We had a lunch time meeting with Eli, Brian, Gary and Shawn. We agreed that not all CVEs are relevant (e.g. those for ISDN or AppleTalk). The suggestion that NDT be declared an appliance does not work for SLAC since it would need to go behind a firewall and thus not be representative of production network performance.  

The idea of back-porting to the RedHat stable version of Linux 2.16.18 was not viewed favorably since it has a CUBIC bug.  

It was agreed that in the ATLAS community the real value of perfSONAR is in bwctl/owamp/pingER for making regular tests of real transfer rates between sites. NDT has only really been used about 3 times in the last 6 months.

We agreed to split the function and go with the 3 host model: first for bwctl high performance testing, the second for response time testing (owamp & pingER), the third for NDT. The first two will run on top of RedHat, the third will run from the CD.and be turned off when it is not up to date. Though the CD is easy to install/configure since it has a web interface, installing/configuring perfSONAR bwctl, owamp, PingER does not have such a tool and will be harder. Shawn will provide a sample of his install/configuration. 

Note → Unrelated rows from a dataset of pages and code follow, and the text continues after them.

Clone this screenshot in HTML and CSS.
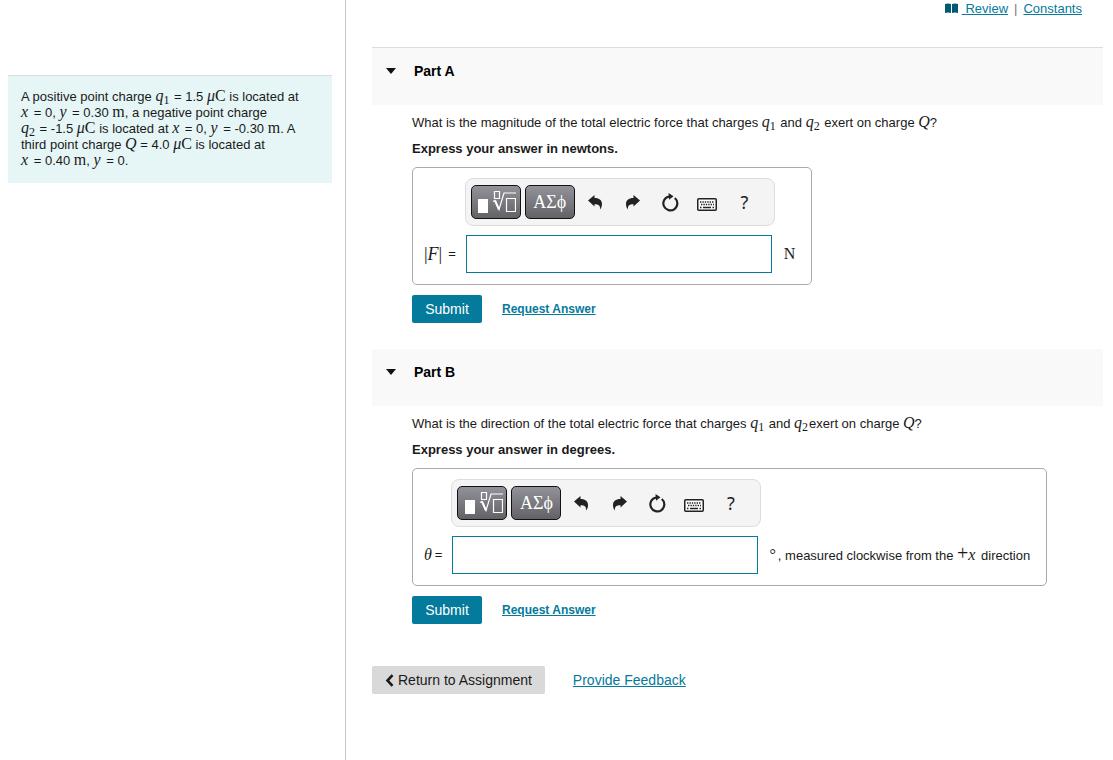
FILE: index.html
```html
<!DOCTYPE html>
<html lang="en">
<head>
<meta charset="utf-8">
<title>Electric force problem</title>
<link rel="stylesheet" href="styles.css">
</head>
<body>
<svg class="symbols" aria-hidden="true">
  <symbol id="i-template" viewBox="0 0 38 24">
    <path d="M0 9h10v14H0z" fill="#fff"/>
    <path d="M16.500 1.500h5v7h-5zM28.500 8.500h9v13h-9zM15 11.500l2-1 4 9 5-16.500h12" fill="none" stroke="#fff" stroke-width="1.200"/>
    <path d="M17 10.500l4 9" stroke="#fff" stroke-width="2"/>
  </symbol>
  <symbol id="i-undo" viewBox="0 0 14 15">
    <path d="M0 5.500L6.500 0v3C11.500 3 14 5.500 14 9c0 2.200-.6 4-2 5.500.4-3.800-1-5.300-5.500-5.300V11.500z"/>
  </symbol>
  <symbol id="i-reset" viewBox="0 0 18 19">
    <path d="M13.800 5A7 7 0 1 1 8.200 3.500" fill="none" stroke="currentColor" stroke-width="2.200"/>
    <path d="M7.500 0l5 3.300-4.500 3.500z"/>
  </symbol>
  <symbol id="i-keyboard" viewBox="0 0 20 13">
    <rect x=".75" y=".75" width="18.500" height="11.500" rx="1" fill="#fff" stroke="currentColor" stroke-width="1.500"/>
    <path d="M3 4h14M4 6.500h13" fill="none" stroke="currentColor" stroke-width="1.600" stroke-dasharray="1.400 1"/>
    <path d="M3 9.500h1.500M6 9.500h8M15.500 9.500H17" stroke="currentColor" stroke-width="1.500"/>
  </symbol>
</svg>
<div class="page">
  <aside class="sidebar">
    <p class="problem">A positive point charge <i class="m">q</i><span class="sub">1</span> = 1.5 <span class="m"><i>μ</i>C</span> is located at<br>
    <i class="m var">x</i> = 0, <i class="m var">y</i> = 0.30 <span class="m">m</span>, a negative point charge<br>
    <i class="m">q</i><span class="sub">2</span> = -1.5 <span class="m"><i>μ</i>C</span> is located at <i class="m var">x</i> = 0, <i class="m var">y</i> = -0.30 <span class="m">m</span>. A<br>
    third point charge <i class="m">Q</i> = 4.0 <span class="m"><i>μ</i>C</span> is located at<br>
    <i class="m var">x</i> = 0.40 <span class="m">m</span>, <i class="m var">y</i> = 0.</p>
  </aside>
  <main class="main">
    <nav class="links">
      <svg class="book" viewBox="0 0 13 11" aria-hidden="true"><path d="M0 1q3-1 6 0v9q-3-1-6 0zM7 1q3-1 6 0v9q-3-1-6 0z"/></svg>
      <a href="#review">&nbsp;Review</a><span class="bar">|</span><a href="#constants">Constants</a>
    </nav>

    <section class="part">
      <h2 class="part-head first"><button class="toggle" type="button"><span class="caret"></span>Part A</button></h2>
      <div class="part-body">
        <p class="question">What is the magnitude of the total electric force that charges <i class="m">q</i><span class="sub">1</span> and <i class="m">q</i><span class="sub">2</span> exert on charge <i class="m">Q</i>?</p>
        <p class="hint">Express your answer in newtons.</p>
        <div class="answer">
          <div class="tools">
            <button class="tile" type="button" aria-label="Templates"><svg class="template"><use href="#i-template"/></svg></button>
            <button class="tile greek" type="button">ΑΣϕ</button>
            <button class="tool" type="button" aria-label="Undo"><svg class="arrow"><use href="#i-undo"/></svg></button>
            <button class="tool" type="button" aria-label="Redo"><svg class="arrow flip"><use href="#i-undo"/></svg></button>
            <button class="tool" type="button" aria-label="Reset"><svg class="reset"><use href="#i-reset"/></svg></button>
            <button class="tool" type="button" aria-label="Keyboard"><svg class="keyboard"><use href="#i-keyboard"/></svg></button>
            <button class="tool help" type="button">?</button>
          </div>
          <label class="label" for="force"><span class="m norm">|<i>F</i>|</span> <span>=</span></label>
          <input class="field" id="force" type="text">
          <span class="unit m">N</span>
        </div>
        <div class="actions"><button class="submit" type="button">Submit</button><a class="request" href="#request-a">Request Answer</a></div>
      </div>
    </section>

    <section class="part">
      <h2 class="part-head"><button class="toggle" type="button"><span class="caret"></span>Part B</button></h2>
      <div class="part-body">
        <p class="question">What is the direction of the total electric force that charges <i class="m">q</i><span class="sub">1</span> and <i class="m">q</i><span class="sub">2</span>exert on charge <i class="m">Q</i>?</p>
        <p class="hint">Express your answer in degrees.</p>
        <div class="answer">
          <div class="tools">
            <button class="tile" type="button" aria-label="Templates"><svg class="template"><use href="#i-template"/></svg></button>
            <button class="tile greek" type="button">ΑΣϕ</button>
            <button class="tool" type="button" aria-label="Undo"><svg class="arrow"><use href="#i-undo"/></svg></button>
            <button class="tool" type="button" aria-label="Redo"><svg class="arrow flip"><use href="#i-undo"/></svg></button>
            <button class="tool" type="button" aria-label="Reset"><svg class="reset"><use href="#i-reset"/></svg></button>
            <button class="tool" type="button" aria-label="Keyboard"><svg class="keyboard"><use href="#i-keyboard"/></svg></button>
            <button class="tool help" type="button">?</button>
          </div>
          <label class="label" for="angle"><i class="m">θ</i> <span>=</span></label>
          <input class="field" id="angle" type="text">
          <span class="unit-text"><span class="m degree">°</span>, measured clockwise from the <span class="m plus">+</span><i class="m var">x</i> direction</span>
        </div>
        <div class="actions"><button class="submit" type="button">Submit</button><a class="request" href="#request-b">Request Answer</a></div>
      </div>
    </section>

    <footer class="footer">
      <button class="return" type="button"><svg class="chevron" viewBox="0 0 9 13" aria-hidden="true"><path d="M7.500 1.200L2.500 6.500l5 5.300" fill="none" stroke="currentColor" stroke-width="2.600"/></svg>Return to Assignment</button>
      <a class="feedback" href="#feedback">Provide Feedback</a>
    </footer>
  </main>
</div>
</body>
</html>
```
FILE: styles.css
```css
* { box-sizing: border-box; }
body {
  margin: 0;
  background: #fff;
  color: #1a1a1a;
  font: 13px/16px "Liberation Sans", Arial, sans-serif;
}
p, h2 { margin: 0; }
button { font: inherit; color: inherit; cursor: pointer; }
a { color: #047a9c; }
svg { display: block; fill: currentColor; }
.symbols { position: absolute; width: 0; height: 0; }

.page { display: flex; min-height: 100vh; }
.sidebar {
  flex: none;
  width: 346px;
  padding: 75px 13px 0 8px;
  border-right: 1px solid #c8c8c8;
}
.problem {
  padding: 13px 12px 14px 13px;
  border-top: 1px solid #dcdcdc;
  background: #e6f6f6;
  white-space: nowrap;
}
.main { flex: 1; min-width: 0; padding: 0 10px 0 26px; }

.m { font-family: "Liberation Serif", "Times New Roman", serif; font-size: 16px; line-height: 14px; }
.var { margin-right: 2px; }
.sub { margin-right: 1px; font: 12px/12px "Liberation Serif", "Times New Roman", serif; position: relative; top: 3px; }

.links {
  display: flex;
  justify-content: flex-end;
  height: 47px;
  padding: 1px 21px 0 0;
}
.book { width: 13px; height: 11px; margin: 2px 4px 0 0; color: #005a70; }
.bar { margin: 0 6px; color: #777; }

.part-head {
  height: 57px;
  padding: 14px;
  background: #f9f9f9;
  font-size: 14px;
}
.first { height: 58px; border-top: 1px solid #ddd; }
.toggle {
  display: flex;
  align-items: center;
  gap: 18px;
  padding: 1px 0;
  border: 0;
  background: none;
  color: #000;
  font-weight: bold;
}
.caret { border: 5px solid transparent; border-top: 6px solid #111; border-bottom: 0; }

.part-body { padding: 9px 0 26px 40px; }
.question { line-height: 17px; }
.hint { margin: 10px 0; font-weight: bold; }

.answer {
  display: inline-grid;
  grid-template-columns: auto 310px auto;
  row-gap: 9px;
  align-items: center;
  padding: 10px 16px 11px 11px;
  border: 1px solid #aaa;
  border-radius: 5px;
  vertical-align: top;
}
.tools {
  grid-column: 2;
  display: flex;
  align-items: center;
  height: 48px;
  padding: 0 5px;
  border: 1px solid #ddd;
  border-radius: 8px;
  background: #f4f4f4;
}
.tile {
  display: grid;
  place-items: center;
  width: 50px;
  height: 34px;
  margin-right: 4px;
  padding: 0;
  border: 1px solid #111;
  border-radius: 5px;
  background: linear-gradient(#92929a, #626266);
  color: #fff;
}
.greek { margin-right: 0; font: 18px/20px "Liberation Serif", "Times New Roman", serif; }
.template { width: 38px; height: 24px; margin-left: 3px; }
.tool {
  display: grid;
  place-items: center;
  width: 37px;
  height: 34px;
  padding: 0;
  border: 0;
  background: none;
  color: #222;
}
.greek + .tool { width: 40px; }
.arrow { width: 14px; height: 15px; }
.flip { transform: scaleX(-1); }
.reset { width: 18px; height: 19px; }
.keyboard { width: 20px; height: 13px; margin-top: 4px; }
.help { font-family: "Noto Sans", sans-serif; font-size: 18px; }

.label {
  grid-column: 1;
  display: flex;
  align-items: center;
  gap: 3px;
  padding-right: 9px;
  white-space: nowrap;
}
.norm { margin-right: 3px; font-size: 18px; }
.field {
  width: 306px;
  height: 38px;
  margin-left: 1px;
  padding: 0 8px;
  border: 1px solid #047a9c;
  background: #fff;
  font: inherit;
}
.unit { padding-left: 9px; }
.unit-text { padding-left: 8px; white-space: nowrap; }
.degree { margin-right: 2px; }
.plus { font-size: 20px; }

.actions { display: flex; align-items: center; gap: 20px; margin-top: 10px; }
.submit {
  width: 70px;
  height: 28px;
  padding: 0;
  border: 0;
  border-radius: 2px;
  background: #047a9c;
  color: #fff;
  font-size: 14px;
}
.request { font-size: 12px; font-weight: bold; }

.footer { display: flex; align-items: center; gap: 28px; padding-top: 16px; font-size: 14px; }
.return {
  display: flex;
  align-items: center;
  gap: 4px;
  height: 28px;
  padding: 0 13px;
  border: 0;
  border-radius: 2px;
  background: #d9d9d9;
}
.chevron { width: 9px; height: 13px; }
```
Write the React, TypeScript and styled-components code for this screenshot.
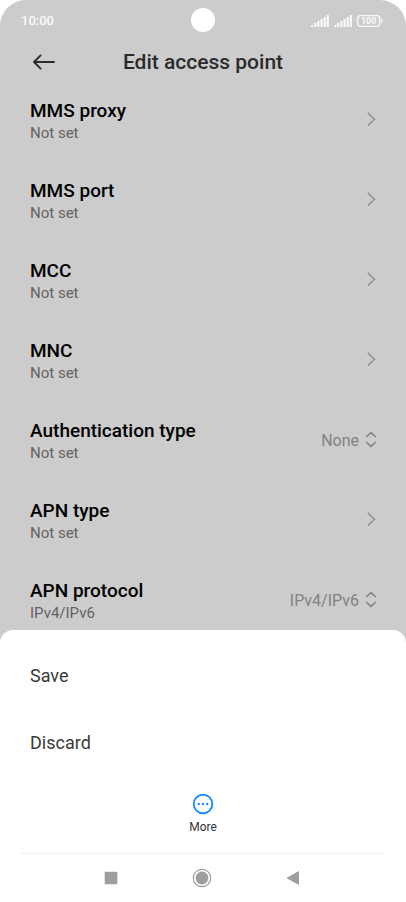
import React, { useState } from "react";
import styled, { createGlobalStyle } from "styled-components";

const GlobalStyle = createGlobalStyle`
  *, *::before, *::after { box-sizing: border-box; }
  html { height: 100%; }
  body {
    margin: 0;
    background: #fff;
    font-family: Roboto, "Noto Sans", sans-serif;
    overflow: hidden;
  }
  button, select { font: inherit; color: inherit; background: none; border: 0; padding: 0; margin: 0; }
  button { cursor: pointer; }
  svg { display: block; flex: none; }
`;

const Screen = styled.div`
  height: 100vh;
  overflow: hidden;
  background: #ccc;
  border-radius: 26px 26px 0 0;
`;

const StatusBar = styled.div`
  height: 40px;
  padding: 0 21px;
  display: grid;
  grid-template-columns: 1fr auto 1fr;
  align-items: center;
  color: #fafafa;
`;

const Clock = styled.time`
  font-size: 13px;
  line-height: 20px;
  padding-top: 2px;
  font-weight: 500;
`;

const Camera = styled.div`
  width: 24px;
  height: 24px;
  border-radius: 50%;
  background: #fff;
`;

const StatusIcons = styled.div`
  display: flex;
  justify-content: flex-end;
  align-items: center;
  gap: 5px;
  padding: 2px 2px 0 0;
`;

const Header = styled.header`
  height: 40px;
  padding: 4px 32px 0;
  display: grid;
  grid-template-columns: 24px 1fr 24px;
  align-items: center;
`;

const Title = styled.h1`
  margin: 0;
  text-align: center;
  font-size: 21px;
  line-height: 28px;
  font-weight: 500;
  color: #2b2b2b;
`;

const List = styled.main`
  display: flex;
  flex-direction: column;
`;

const rowLayout = `
  display: flex;
  align-items: center;
  justify-content: space-between;
  width: 100%;
  height: 80px;
  text-align: left;
`;

const LinkRow = styled.button`
  ${rowLayout}
  &&& { padding: 0 29px 0 30px; }
`;

const ChoiceRow = styled.div`
  ${rowLayout}
  padding: 0 29px 0 30px;
`;

const Texts = styled.span`
  display: flex;
  flex-direction: column;
  padding-top: 2px;
`;

const Name = styled.label`
  font-size: 19px;
  line-height: 24px;
  font-weight: 500;
  color: #000;
  cursor: inherit;
`;

const Detail = styled.span`
  font-size: 15px;
  line-height: 20px;
  color: #626262;
`;

const Choice = styled.span`
  display: flex;
  align-items: center;
  gap: 6px;
  color: #828282;
`;

const Select = styled.select`
  appearance: none;
  field-sizing: content;
  text-align-last: right;
  && {
    font-size: 16px;
    line-height: 24px;
    padding-top: 2px;
  }
`;

const Sheet = styled.section`
  position: fixed;
  left: 0;
  right: 0;
  bottom: 0;
  padding-top: 12px;
  background: #fff;
  border-radius: 13px 13px 0 0;
  display: flex;
  flex-direction: column;
`;

const SheetAction = styled.button`
  && {
    height: 67px;
    padding: 0 30px;
    text-align: left;
    font-size: 18px;
    line-height: 24px;
    color: #3a3a3a;
  }
`;

const MoreButton = styled.button`
  && {
    align-self: center;
    display: flex;
    flex-direction: column;
    align-items: center;
    gap: 4px;
    margin-top: 17px;
    font-size: 12px;
    line-height: 16px;
    color: #333;
  }
`;

const NavBar = styled.nav`
  margin: 18px 22px 0 20px;
  height: 49px;
  border-top: 1px solid #f0f0f0;
  display: flex;
  align-items: center;
  justify-content: center;
  gap: 67px;
`;

const NavButton = styled.button`
  width: 24px;
  height: 24px;
  display: grid;
  place-items: center;
  color: #9e9e9e;
`;

const Signal = () => (
  <svg width="18" height="12" viewBox="0 0 18 12" fill="currentColor" aria-hidden="true">
    {[2, 4, 6, 8, 10, 12].map((h, i) => (
      <rect key={h} x={i * 3.15} y={12 - h} width="2.1" height={h} rx="0.5" />
    ))}
  </svg>
);

const Battery = () => (
  <svg width="26" height="12" viewBox="0 0 26 12" role="img" aria-label="Battery 100">
    <rect x="0.7" y="0.7" width="22" height="10.6" rx="2.6" fill="none" stroke="currentColor" strokeWidth="1.3" />
    <path d="M24 3.8c1.8.3 1.8 4.1 0 4.4z" fill="currentColor" />
    <text x="11.7" y="9.2" textAnchor="middle" fontSize="9" fontWeight="700" fill="currentColor">
      100
    </text>
  </svg>
);

const BackArrow = () => (
  <svg width="24" height="20" viewBox="0 0 24 20" fill="none" stroke="#2b2b2b" strokeWidth="1.9" strokeLinecap="round" strokeLinejoin="round" aria-hidden="true">
    <path d="M22 10H2M8.6 3.4 2 10l6.6 6.6" />
  </svg>
);

const Chevron = () => (
  <svg width="12" height="16" viewBox="0 0 12 16" fill="none" stroke="#8c8c8c" strokeWidth="1.3" aria-hidden="true">
    <path d="M2.8 0.8 9.4 7.3 2.8 13.8" />
  </svg>
);

const UpDown = () => (
  <svg width="12" height="18" viewBox="0 0 12 18" fill="none" stroke="#808080" strokeWidth="1.5" aria-hidden="true">
    <path d="M1.2 6 6 1.6 10.8 6M1.2 11 6 15.4l4.8-4.4" />
  </svg>
);

type Entry = { id: string; name: string; detail: string; options?: string[] };

const entries: Entry[] = [
  { id: "mms-proxy", name: "MMS proxy", detail: "Not set" },
  { id: "mms-port", name: "MMS port", detail: "Not set" },
  { id: "mcc", name: "MCC", detail: "Not set" },
  { id: "mnc", name: "MNC", detail: "Not set" },
  { id: "auth", name: "Authentication type", detail: "Not set", options: ["None", "PAP", "CHAP"] },
  { id: "apn-type", name: "APN type", detail: "Not set" },
  { id: "protocol", name: "APN protocol", detail: "IPv4/IPv6", options: ["IPv4/IPv6", "IPv4", "IPv6"] },
];

const ChoiceEntry = ({ id, name, detail, options = [] }: Entry) => {
  const [value, setValue] = useState(options[0]);
  return (
    <ChoiceRow>
      <Texts>
        <Name htmlFor={id}>{name}</Name>
        <Detail>{detail}</Detail>
      </Texts>
      <Choice>
        <Select id={id} value={value} onChange={(e) => setValue(e.target.value)}>
          {options.map((o) => (
            <option key={o}>{o}</option>
          ))}
        </Select>
        <UpDown />
      </Choice>
    </ChoiceRow>
  );
};

const LinkEntry = ({ name, detail }: Entry) => (
  <LinkRow type="button">
    <Texts>
      <Name as="span">{name}</Name>
      <Detail>{detail}</Detail>
    </Texts>
    <Chevron />
  </LinkRow>
);

export default function App() {
  return (
    <>
      <GlobalStyle />
      <Screen>
        <StatusBar>
          <Clock>10:00</Clock>
          <Camera />
          <StatusIcons>
            <Signal />
            <Signal />
            <Battery />
          </StatusIcons>
        </StatusBar>
        <Header>
          <button type="button" aria-label="Back">
            <BackArrow />
          </button>
          <Title>Edit access point</Title>
        </Header>
        <List>
          {entries.map((e) => (e.options ? <ChoiceEntry key={e.id} {...e} /> : <LinkEntry key={e.id} {...e} />))}
        </List>
      </Screen>
      <Sheet>
        <SheetAction type="button">Save</SheetAction>
        <SheetAction type="button">Discard</SheetAction>
        <MoreButton type="button">
          <svg width="22" height="22" viewBox="0 0 22 22" aria-hidden="true">
            <circle cx="11" cy="11" r="9.3" fill="none" stroke="#1f8bff" strokeWidth="1.9" />
            <g fill="#1f8bff">
              <circle cx="6.8" cy="11" r="1.2" />
              <circle cx="11" cy="11" r="1.2" />
              <circle cx="15.2" cy="11" r="1.2" />
            </g>
          </svg>
          More
        </MoreButton>
        <NavBar>
          <NavButton type="button" aria-label="Recent apps">
            <svg width="14" height="14" viewBox="0 0 14 14" fill="currentColor">
              <rect x="0.7" y="0.7" width="12.6" height="12.6" rx="0.5" />
            </svg>
          </NavButton>
          <NavButton type="button" aria-label="Home">
            <svg width="20" height="20" viewBox="0 0 20 20">
              <circle cx="10" cy="10" r="8.7" fill="none" stroke="currentColor" strokeWidth="1.2" />
              <circle cx="10" cy="10" r="6.4" fill="currentColor" />
            </svg>
          </NavButton>
          <NavButton type="button" aria-label="Back">
            <svg width="14" height="16" viewBox="0 0 14 16" fill="currentColor">
              <path d="M13 1.6v12.8q0 .6-.6.3L1.2 8.4q-.6-.4 0-.8L12.4 1.3q.6-.3.6.3z" />
            </svg>
          </NavButton>
        </NavBar>
      </Sheet>
    </>
  );
}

We (Shawn, Gary, Les) agreed try and meet with Jason and Aaron to bring them up to speed and to see if there is interest in preparing a RedHat/CENTOS distribution for just bwctl/owamp/PingER

We had a 4:30pm meeting with Brian, Jason, Aaron, Jeff Boote and Shawn, and Gary joined us towards the end. We went over some of the issues discussed previously and filled in some more details. Jason and Jeff filled us in on some of the plans to move to Live CD which is based on CENTOS/RedHat. This may happen in the latter part of 2010. It will make the installation of a non Web-100 perfSONAR easier. In the interim SLAC will set up two RedHat boxes apply the perfSONAR RPMs. Shawn will configure two of his hosts, one for the perfSONAR hi speed transfer (bwctl), one for response time (owamp).  From these he will provide configuration information to SLAC. SLAC (Fahad/Yee). If there are problems send emails to the perfSONAR email list. Jason is also on the USATLAS list. Jason, Aaron and Shawn have agreed to assist as possible. SLAC will also look at adding PingER, Yee probably knows best how to accomplish this.